Rob Manfred has finally addressed the punishment he levied on the Houston Astros for the cheating scandal that rocked baseball. In doing so, Major League Baseball's commissioner just made things worse. It seems like every time he opens his mouth about any baseball issue, Manfred winds up looking awful.
On Sunday, Manfred addressed several aspects of the scandal, but his reasons for not punishing individual players raised the most eyebrows. The commissioner claimed Astros players were actually facing a punishment because they'll feel shame for what they've done. Riiiiiight.
Here's what he had to say:
"Yeah, I understand. I understand people's desire to have the players pay a price for what went on here. I think if you watch the players, watch their faces when they have to deal with this issue publicly, they have paid a price. To think they're skipping down the road into spring training, happy, that's just a mischaracterization of where we are.
Yeah guys, we should all feel better because the Astros have been forced to think about that World Series they won and those big ass rings they have. I'm sure everyone feels much better now.
Manfred also said he wasn't sure if Astros hitters wore buzzers during the 2019 season. He just assumed they wouldn't lie about 2019 after telling the truth about 2017 and 2018, which is giving a group of liars the benefit of the doubt. Always a smart strategy.
Manfred also decided to get all passive-aggressive with the Wall Street Journal's Jared Diamond, who landed a huge scoop recently. Diamond got his hands on a letter Manfred sent to then-Astros general manager Jeff Luhnow detailing certain aspects of the cheating scandal. The fact that Diamond got the letter was some amazing reporting. Manfred didn't seem to see it that way:
This is the same guy who has a wildly-unpopular plan to contract 42 minor league teams. When news of that plot leaked out, Manfred freaked out and -- instead of defending his plan -- decided to bash Minor League Baseball.

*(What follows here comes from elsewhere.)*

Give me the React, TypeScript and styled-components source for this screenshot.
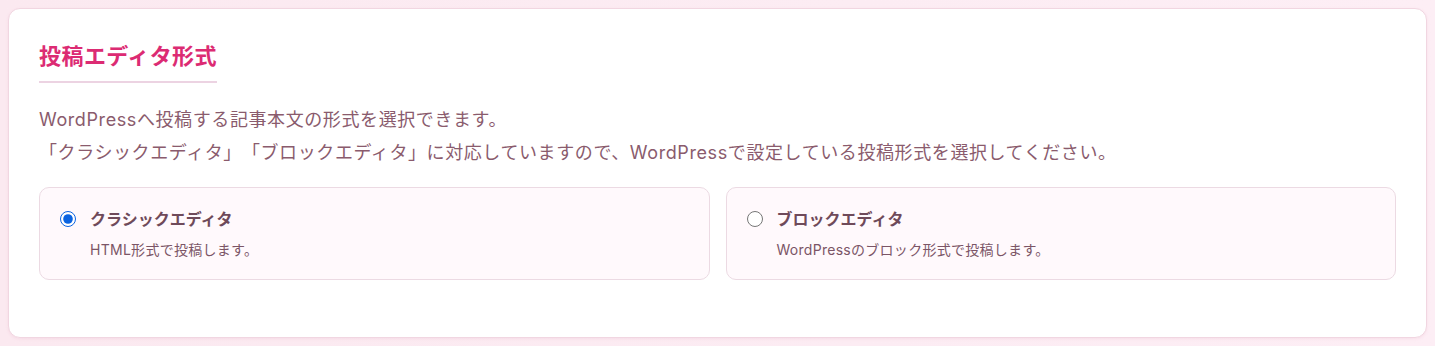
import React, { useState } from "react";
import styled, { createGlobalStyle } from "styled-components";

const Global = createGlobalStyle`
  html, body { margin: 0; padding: 0; }
  body {
    padding: 8px;
    min-height: 346px;
    box-sizing: border-box;
    background: linear-gradient(90deg, #fbe9f0 0%, #fcecf3 60%, #fdeef5 100%);
    font-family: "Inter", "Noto Sans CJK JP", sans-serif;
    text-spacing-trim: space-all;
  }
`;

const Panel = styled.section`
  background: #ffffff;
  border: 1px solid #f1d6e1;
  border-radius: 12px;
  box-shadow: 0 1px 3px rgba(214, 120, 160, 0.12);
  padding: 30px 30px 57px;
`;

const Title = styled.h2`
  display: inline-block;
  margin: 0;
  padding-bottom: 8px;
  border-bottom: 2px solid #ecd3e2;
  font-size: 22px;
  line-height: 34px;
  font-weight: 700;
  letter-spacing: 0.02em;
  color: #dc2b73;
`;

const Description = styled.p`
  margin: 19.5px 0 17.5px;
  font-size: 18px;
  line-height: 33.5px;
  letter-spacing: 0.033em;
  color: #8a5b6d;
`;

const Options = styled.div`
  display: grid;
  grid-template-columns: 1fr 1fr;
  gap: 16px;
`;

const OptionCard = styled.label`
  display: flex;
  align-items: flex-start;
  gap: 14px;
  padding: 20px 20px 19px;
  background: #fff9fc;
  border: 1px solid #ecdae3;
  border-radius: 10px;
  cursor: pointer;
`;

const Radio = styled.input`
  width: 16px;
  height: 16px;
  margin: 3px 0 0;
  flex: none;
  accent-color: #0a63e0;
`;

const OptionText = styled.div`
  display: flex;
  flex-direction: column;
  gap: 8.5px;
`;

const OptionLabel = styled.span`
  font-size: 16px;
  line-height: 22px;
  font-weight: 700;
  color: #6f4a5a;
`;

const OptionNote = styled.span`
  font-size: 14px;
  line-height: 21px;
  letter-spacing: 0.02em;
  color: #7b5566;
`;

const options = [
  { value: "classic", label: "クラシックエディタ", note: "HTML形式で投稿します。" },
  { value: "block", label: "ブロックエディタ", note: "WordPressのブロック形式で投稿します。" },
];

export default function App() {
  const [mode, setMode] = useState("classic");
  return (
    <>
      <Global />
      <Panel>
        <Title>投稿エディタ形式</Title>
        <Description>
          WordPressへ投稿する記事本文の形式を選択できます。
          <br />
          「クラシックエディタ」「ブロックエディタ」に対応していますので、WordPressで設定している投稿形式を選択してください。
        </Description>
        <Options>
          {options.map((o) => (
            <OptionCard key={o.value}>
              <Radio
                type="radio"
                name="editor"
                value={o.value}
                checked={mode === o.value}
                onChange={() => setMode(o.value)}
              />
              <OptionText>
                <OptionLabel>{o.label}</OptionLabel>
                <OptionNote>{o.note}</OptionNote>
              </OptionText>
            </OptionCard>
          ))}
        </Options>
      </Panel>
    </>
  );
}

Manfred doesn't seem to like his methods or decisions questioned at all. His immediate reaction to every story is to swing back twice as hard. It's a horrible reaction to negative press, when he should be acting like a politician. He needs to be able to field questions, handle himself in a press conference or interview and be diplomatic. That's an enormous part of his job.
If Manfred can't even handle a mild level of scrutiny, then he's not fit to be the commissioner of a major sports league.